Nie/prawda, że
Obalamy mity swiata (o Fukushimie, presji pacjentów i mikroplastiku)
/ co za dużo to niezdrowo
Rozrzutność w ochronie zdrowia zaczyna się od ulegania presji pacjentów.
Nie od dziś wiadomo, że dziecko to pacjent wyjątkowy: gdy nie potrafi mówić, trzeba się domyśleć, co mu dolega; a kiedy już wie, jak wyartykułować swoje potrzeby, to w jego imieniu wypowiadają się rodzice.
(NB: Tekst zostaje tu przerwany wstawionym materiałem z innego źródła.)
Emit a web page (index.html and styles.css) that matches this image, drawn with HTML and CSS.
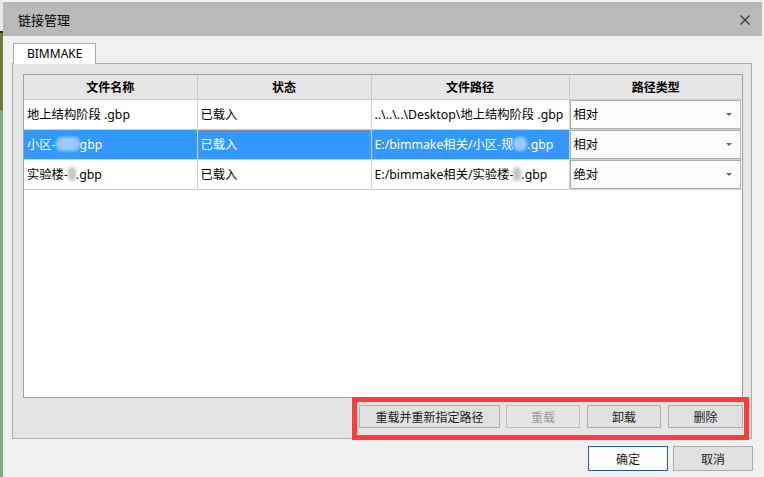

I zazwyczaj żądają od lekarzy, by ich pociechę wyleczyć szybko, bez oglądania się na koszty, a często i sens podejmowanej interwencji. Polscy pediatrzy nie są jedynymi, którzy z trudem radzą sobie z taką presją rodziców, co pokazują wyniki obszernych badań przeprowadzonych przez naukowców z University of Michigan. Po skontrolowaniu kuracji 8,6 mln dzieci z 12 stanów USA co dziewiątemu dziecku ubezpieczonemu przez państwo i co jedenastemu z polisą prywatną zaaplikowano niepotrzebne leczenie. „Tylko po to, by uspokoić sumienie, że coś się zaoferowało lub zadośćuczynić oczekiwaniom” – konkluduje na łamach „Pediatrics” główny autor publikacji dr Kao-Ping Chua. Główne błędy to: leczenie antybiotykami zwykłych infekcji wirusowych, zlecanie tomografii przy ewidentnych zapaleniach zatok, wykonywanie marnej jakości testów oceniających np. poziom witaminy D. Takie niepotrzebne decyzje też mają swoje konsekwencje, bo nadużywanie antybiotyków zwiększa oporność bakterii i ryzyko reakcji alergicznych. Nie mówiąc o marnotrawstwie środków na opiekę zdrowotną, które zawsze lepiej rozdysponować z większym sensem.
***
/ plastik w powietrzu
Na froncie walki o czyste powietrze w miastach pojawił się kolejny przeciwnik – mikroplastik.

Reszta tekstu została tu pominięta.